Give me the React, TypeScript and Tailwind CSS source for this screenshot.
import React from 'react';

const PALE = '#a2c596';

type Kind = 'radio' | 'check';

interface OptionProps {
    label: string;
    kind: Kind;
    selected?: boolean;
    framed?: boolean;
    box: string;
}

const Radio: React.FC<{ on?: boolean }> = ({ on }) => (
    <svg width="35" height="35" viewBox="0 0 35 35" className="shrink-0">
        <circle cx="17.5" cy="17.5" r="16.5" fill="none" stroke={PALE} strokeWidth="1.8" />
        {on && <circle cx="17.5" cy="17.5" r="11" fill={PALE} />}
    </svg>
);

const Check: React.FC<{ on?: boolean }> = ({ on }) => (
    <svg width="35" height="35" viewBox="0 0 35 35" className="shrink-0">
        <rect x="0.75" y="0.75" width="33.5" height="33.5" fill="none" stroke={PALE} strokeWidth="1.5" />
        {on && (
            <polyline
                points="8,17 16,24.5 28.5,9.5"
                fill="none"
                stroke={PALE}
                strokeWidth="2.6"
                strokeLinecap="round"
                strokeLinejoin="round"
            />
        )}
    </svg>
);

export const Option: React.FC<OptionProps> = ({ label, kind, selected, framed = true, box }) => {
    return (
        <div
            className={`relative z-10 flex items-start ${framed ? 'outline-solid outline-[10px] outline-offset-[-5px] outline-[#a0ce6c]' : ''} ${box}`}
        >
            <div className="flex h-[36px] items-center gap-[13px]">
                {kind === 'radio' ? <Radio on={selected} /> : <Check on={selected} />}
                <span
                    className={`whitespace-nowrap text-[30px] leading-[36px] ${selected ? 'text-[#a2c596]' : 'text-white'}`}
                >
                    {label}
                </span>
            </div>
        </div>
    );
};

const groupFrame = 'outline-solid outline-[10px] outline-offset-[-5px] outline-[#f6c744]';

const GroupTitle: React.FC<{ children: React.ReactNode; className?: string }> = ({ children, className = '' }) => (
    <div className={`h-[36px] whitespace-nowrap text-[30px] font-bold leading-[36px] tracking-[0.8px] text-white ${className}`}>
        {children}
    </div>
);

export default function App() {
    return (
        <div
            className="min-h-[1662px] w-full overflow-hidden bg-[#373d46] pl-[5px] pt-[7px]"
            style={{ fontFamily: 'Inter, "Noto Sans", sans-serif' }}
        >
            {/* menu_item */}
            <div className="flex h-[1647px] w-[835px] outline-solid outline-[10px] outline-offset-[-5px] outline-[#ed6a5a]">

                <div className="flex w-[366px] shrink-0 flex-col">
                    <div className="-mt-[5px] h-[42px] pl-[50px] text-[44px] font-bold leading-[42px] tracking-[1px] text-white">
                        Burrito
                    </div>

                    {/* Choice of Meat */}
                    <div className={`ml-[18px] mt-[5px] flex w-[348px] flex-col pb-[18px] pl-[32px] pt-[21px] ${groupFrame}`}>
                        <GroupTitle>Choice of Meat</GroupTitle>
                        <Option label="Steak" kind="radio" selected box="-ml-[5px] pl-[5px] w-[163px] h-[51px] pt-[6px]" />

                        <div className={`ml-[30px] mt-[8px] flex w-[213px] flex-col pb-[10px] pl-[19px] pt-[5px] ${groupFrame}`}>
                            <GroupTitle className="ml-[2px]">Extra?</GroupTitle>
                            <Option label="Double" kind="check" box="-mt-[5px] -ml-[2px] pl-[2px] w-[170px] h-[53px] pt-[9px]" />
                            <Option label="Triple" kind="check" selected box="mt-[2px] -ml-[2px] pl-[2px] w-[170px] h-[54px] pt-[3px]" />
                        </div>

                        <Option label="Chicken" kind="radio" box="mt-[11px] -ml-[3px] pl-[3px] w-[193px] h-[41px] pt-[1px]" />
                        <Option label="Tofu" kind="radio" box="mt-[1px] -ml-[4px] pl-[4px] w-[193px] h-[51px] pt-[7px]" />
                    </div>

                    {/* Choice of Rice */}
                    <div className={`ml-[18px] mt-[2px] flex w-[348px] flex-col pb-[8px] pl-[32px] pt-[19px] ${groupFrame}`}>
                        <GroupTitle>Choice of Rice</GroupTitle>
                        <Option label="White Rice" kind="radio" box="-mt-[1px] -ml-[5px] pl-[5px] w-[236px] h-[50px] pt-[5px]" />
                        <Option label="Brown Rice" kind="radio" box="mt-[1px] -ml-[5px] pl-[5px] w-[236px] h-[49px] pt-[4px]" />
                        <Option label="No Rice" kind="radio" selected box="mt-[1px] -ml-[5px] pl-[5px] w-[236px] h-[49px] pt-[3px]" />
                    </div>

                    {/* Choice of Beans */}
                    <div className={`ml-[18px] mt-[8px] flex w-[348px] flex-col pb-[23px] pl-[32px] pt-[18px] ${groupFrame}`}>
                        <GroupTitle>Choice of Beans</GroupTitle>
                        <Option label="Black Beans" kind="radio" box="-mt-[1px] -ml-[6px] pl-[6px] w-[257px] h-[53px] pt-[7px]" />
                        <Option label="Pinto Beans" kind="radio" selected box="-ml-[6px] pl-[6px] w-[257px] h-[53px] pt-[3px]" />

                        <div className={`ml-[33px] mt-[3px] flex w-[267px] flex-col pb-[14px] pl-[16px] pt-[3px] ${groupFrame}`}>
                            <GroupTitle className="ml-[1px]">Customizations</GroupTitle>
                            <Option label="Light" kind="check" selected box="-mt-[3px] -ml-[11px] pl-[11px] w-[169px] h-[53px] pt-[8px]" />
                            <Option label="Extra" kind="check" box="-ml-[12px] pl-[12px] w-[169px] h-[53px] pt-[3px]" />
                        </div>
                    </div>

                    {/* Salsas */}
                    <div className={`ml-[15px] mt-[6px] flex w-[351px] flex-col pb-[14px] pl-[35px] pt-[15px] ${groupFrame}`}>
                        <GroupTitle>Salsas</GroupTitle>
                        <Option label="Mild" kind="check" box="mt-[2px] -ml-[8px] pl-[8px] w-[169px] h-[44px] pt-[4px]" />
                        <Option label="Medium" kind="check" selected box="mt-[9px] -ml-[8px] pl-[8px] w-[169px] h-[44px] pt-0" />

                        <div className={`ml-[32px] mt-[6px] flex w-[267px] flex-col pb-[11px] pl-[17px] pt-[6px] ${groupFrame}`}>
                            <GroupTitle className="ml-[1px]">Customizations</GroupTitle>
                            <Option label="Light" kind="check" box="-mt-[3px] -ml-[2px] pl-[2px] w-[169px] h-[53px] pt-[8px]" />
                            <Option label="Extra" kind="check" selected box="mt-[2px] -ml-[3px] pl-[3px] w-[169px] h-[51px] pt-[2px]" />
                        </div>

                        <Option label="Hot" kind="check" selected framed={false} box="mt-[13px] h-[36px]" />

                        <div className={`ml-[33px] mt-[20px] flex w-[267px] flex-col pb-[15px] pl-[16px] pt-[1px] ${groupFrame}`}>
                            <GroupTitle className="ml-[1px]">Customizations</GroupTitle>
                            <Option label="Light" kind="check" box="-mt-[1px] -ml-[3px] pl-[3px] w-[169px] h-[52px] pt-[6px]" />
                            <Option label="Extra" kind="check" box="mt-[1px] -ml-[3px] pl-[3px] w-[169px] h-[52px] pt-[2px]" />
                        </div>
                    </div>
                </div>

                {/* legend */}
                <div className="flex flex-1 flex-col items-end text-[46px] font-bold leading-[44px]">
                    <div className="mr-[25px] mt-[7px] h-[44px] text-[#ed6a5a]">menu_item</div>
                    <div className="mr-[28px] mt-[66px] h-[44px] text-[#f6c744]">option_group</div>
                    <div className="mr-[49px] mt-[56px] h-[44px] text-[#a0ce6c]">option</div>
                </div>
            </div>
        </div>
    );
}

[EXERCISE AIM]
Reproduce the whole listing word for word.

[OUTPUT]
Give me the React, TypeScript and Tailwind CSS source for this screenshot.
import React from 'react';

const PALE = '#a2c596';

type Kind = 'radio' | 'check';

interface OptionProps {
    label: string;
    kind: Kind;
    selected?: boolean;
    framed?: boolean;
    box: string;
}

const Radio: React.FC<{ on?: boolean }> = ({ on }) => (
    <svg width="35" height="35" viewBox="0 0 35 35" className="shrink-0">
        <circle cx="17.5" cy="17.5" r="16.5" fill="none" stroke={PALE} strokeWidth="1.8" />
        {on && <circle cx="17.5" cy="17.5" r="11" fill={PALE} />}
    </svg>
);

const Check: React.FC<{ on?: boolean }> = ({ on }) => (
    <svg width="35" height="35" viewBox="0 0 35 35" className="shrink-0">
        <rect x="0.75" y="0.75" width="33.5" height="33.5" fill="none" stroke={PALE} strokeWidth="1.5" />
        {on && (
            <polyline
                points="8,17 16,24.5 28.5,9.5"
                fill="none"
                stroke={PALE}
                strokeWidth="2.6"
                strokeLinecap="round"
                strokeLinejoin="round"
            />
        )}
    </svg>
);

export const Option: React.FC<OptionProps> = ({ label, kind, selected, framed = true, box }) => {
    return (
        <div
            className={`relative z-10 flex items-start ${framed ? 'outline-solid outline-[10px] outline-offset-[-5px] outline-[#a0ce6c]' : ''} ${box}`}
        >
            <div className="flex h-[36px] items-center gap-[13px]">
                {kind === 'radio' ? <Radio on={selected} /> : <Check on={selected} />}
                <span
                    className={`whitespace-nowrap text-[30px] leading-[36px] ${selected ? 'text-[#a2c596]' : 'text-white'}`}
                >
                    {label}
                </span>
            </div>
        </div>
    );
};

const groupFrame = 'outline-solid outline-[10px] outline-offset-[-5px] outline-[#f6c744]';

const GroupTitle: React.FC<{ children: React.ReactNode; className?: string }> = ({ children, className = '' }) => (
    <div className={`h-[36px] whitespace-nowrap text-[30px] font-bold leading-[36px] tracking-[0.8px] text-white ${className}`}>
        {children}
    </div>
);

export default function App() {
    return (
        <div
            className="min-h-[1662px] w-full overflow-hidden bg-[#373d46] pl-[5px] pt-[7px]"
            style={{ fontFamily: 'Inter, "Noto Sans", sans-serif' }}
        >
            {/* menu_item */}
            <div className="flex h-[1647px] w-[835px] outline-solid outline-[10px] outline-offset-[-5px] outline-[#ed6a5a]">

                <div className="flex w-[366px] shrink-0 flex-col">
                    <div className="-mt-[5px] h-[42px] pl-[50px] text-[44px] font-bold leading-[42px] tracking-[1px] text-white">
                        Burrito
                    </div>

                    {/* Choice of Meat */}
                    <div className={`ml-[18px] mt-[5px] flex w-[348px] flex-col pb-[18px] pl-[32px] pt-[21px] ${groupFrame}`}>
                        <GroupTitle>Choice of Meat</GroupTitle>
                        <Option label="Steak" kind="radio" selected box="-ml-[5px] pl-[5px] w-[163px] h-[51px] pt-[6px]" />

                        <div className={`ml-[30px] mt-[8px] flex w-[213px] flex-col pb-[10px] pl-[19px] pt-[5px] ${groupFrame}`}>
                            <GroupTitle className="ml-[2px]">Extra?</GroupTitle>
                            <Option label="Double" kind="check" box="-mt-[5px] -ml-[2px] pl-[2px] w-[170px] h-[53px] pt-[9px]" />
                            <Option label="Triple" kind="check" selected box="mt-[2px] -ml-[2px] pl-[2px] w-[170px] h-[54px] pt-[3px]" />
                        </div>

                        <Option label="Chicken" kind="radio" box="mt-[11px] -ml-[3px] pl-[3px] w-[193px] h-[41px] pt-[1px]" />
                        <Option label="Tofu" kind="radio" box="mt-[1px] -ml-[4px] pl-[4px] w-[193px] h-[51px] pt-[7px]" />
                    </div>

                    {/* Choice of Rice */}
                    <div className={`ml-[18px] mt-[2px] flex w-[348px] flex-col pb-[8px] pl-[32px] pt-[19px] ${groupFrame}`}>
                        <GroupTitle>Choice of Rice</GroupTitle>
                        <Option label="White Rice" kind="radio" box="-mt-[1px] -ml-[5px] pl-[5px] w-[236px] h-[50px] pt-[5px]" />
                        <Option label="Brown Rice" kind="radio" box="mt-[1px] -ml-[5px] pl-[5px] w-[236px] h-[49px] pt-[4px]" />
                        <Option label="No Rice" kind="radio" selected box="mt-[1px] -ml-[5px] pl-[5px] w-[236px] h-[49px] pt-[3px]" />
                    </div>

                    {/* Choice of Beans */}
                    <div className={`ml-[18px] mt-[8px] flex w-[348px] flex-col pb-[23px] pl-[32px] pt-[18px] ${groupFrame}`}>
                        <GroupTitle>Choice of Beans</GroupTitle>
                        <Option label="Black Beans" kind="radio" box="-mt-[1px] -ml-[6px] pl-[6px] w-[257px] h-[53px] pt-[7px]" />
                        <Option label="Pinto Beans" kind="radio" selected box="-ml-[6px] pl-[6px] w-[257px] h-[53px] pt-[3px]" />

                        <div className={`ml-[33px] mt-[3px] flex w-[267px] flex-col pb-[14px] pl-[16px] pt-[3px] ${groupFrame}`}>
                            <GroupTitle className="ml-[1px]">Customizations</GroupTitle>
                            <Option label="Light" kind="check" selected box="-mt-[3px] -ml-[11px] pl-[11px] w-[169px] h-[53px] pt-[8px]" />
                            <Option label="Extra" kind="check" box="-ml-[12px] pl-[12px] w-[169px] h-[53px] pt-[3px]" />
                        </div>
                    </div>

                    {/* Salsas */}
                    <div className={`ml-[15px] mt-[6px] flex w-[351px] flex-col pb-[14px] pl-[35px] pt-[15px] ${groupFrame}`}>
                        <GroupTitle>Salsas</GroupTitle>
                        <Option label="Mild" kind="check" box="mt-[2px] -ml-[8px] pl-[8px] w-[169px] h-[44px] pt-[4px]" />
                        <Option label="Medium" kind="check" selected box="mt-[9px] -ml-[8px] pl-[8px] w-[169px] h-[44px] pt-0" />

                        <div className={`ml-[32px] mt-[6px] flex w-[267px] flex-col pb-[11px] pl-[17px] pt-[6px] ${groupFrame}`}>
                            <GroupTitle className="ml-[1px]">Customizations</GroupTitle>
                            <Option label="Light" kind="check" box="-mt-[3px] -ml-[2px] pl-[2px] w-[169px] h-[53px] pt-[8px]" />
                            <Option label="Extra" kind="check" selected box="mt-[2px] -ml-[3px] pl-[3px] w-[169px] h-[51px] pt-[2px]" />
                        </div>

                        <Option label="Hot" kind="check" selected framed={false} box="mt-[13px] h-[36px]" />

                        <div className={`ml-[33px] mt-[20px] flex w-[267px] flex-col pb-[15px] pl-[16px] pt-[1px] ${groupFrame}`}>
                            <GroupTitle className="ml-[1px]">Customizations</GroupTitle>
                            <Option label="Light" kind="check" box="-mt-[1px] -ml-[3px] pl-[3px] w-[169px] h-[52px] pt-[6px]" />
                            <Option label="Extra" kind="check" box="mt-[1px] -ml-[3px] pl-[3px] w-[169px] h-[52px] pt-[2px]" />
                        </div>
                    </div>
                </div>

                {/* legend */}
                <div className="flex flex-1 flex-col items-end text-[46px] font-bold leading-[44px]">
                    <div className="mr-[25px] mt-[7px] h-[44px] text-[#ed6a5a]">menu_item</div>
                    <div className="mr-[28px] mt-[66px] h-[44px] text-[#f6c744]">option_group</div>
                    <div className="mr-[49px] mt-[56px] h-[44px] text-[#a0ce6c]">option</div>
                </div>
            </div>
        </div>
    );
}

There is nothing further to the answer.